İnşa sürecinde ‘Elveda, Lenin!’ sahnelerini sık sık göreceğiz. 10 Ağustos’un muhalefet açısından ‘komadan çıkış’ olup olmadığını da bilmiyoruz. Gezi ve 17 Aralık’la ortaya çıkan malzemeyi tüketerek sadece eski Türkiye kurgusunda kalacak bir zihni inşa ediyorlar. Bunun basit bir göstergesini basında görüyoruz.

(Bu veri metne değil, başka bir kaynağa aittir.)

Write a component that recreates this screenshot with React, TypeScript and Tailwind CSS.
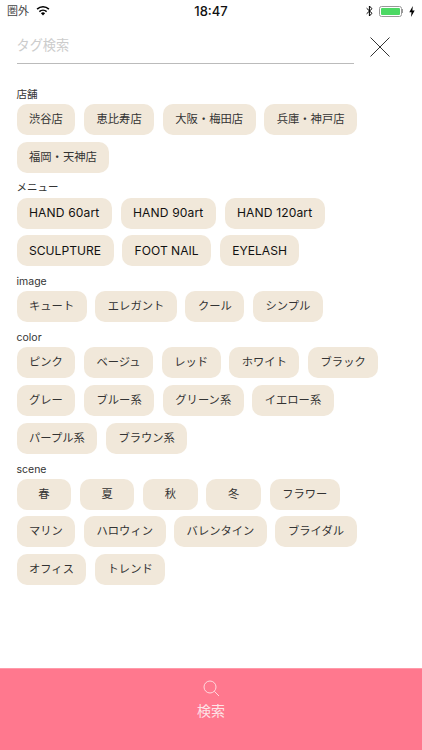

Muhalefet aktörlerine açıktan ideolojik ikame saplayan gazetelerin tarihlerini değiştirseniz, mesela 1989 ya da 2002 yazsanız karşınıza çok absürt bir tablo çıkmaz. Maalesef bu durum aynı anda Kemalist ve (Türk-Kürt) milliyetçi damarlar için geçerli. Eski Türkiye nöbetçiliğinden muhalefetin çıkması kolay değil. Zira zinde muhalefet yapmanın dilini nöbet yerinde aşkla durmaya zimmetlemiş bulunuyorlar. Yerini terk edenin hain olarak görüldüğü bir durum ortaya çıkardılar. Hal bu iken ‘Elveda, Eski Türkiye!’ demelerini beklemek şimdilik naif bir umut olarak kalacak. Kaldı ki Lenin, Alman da değildi!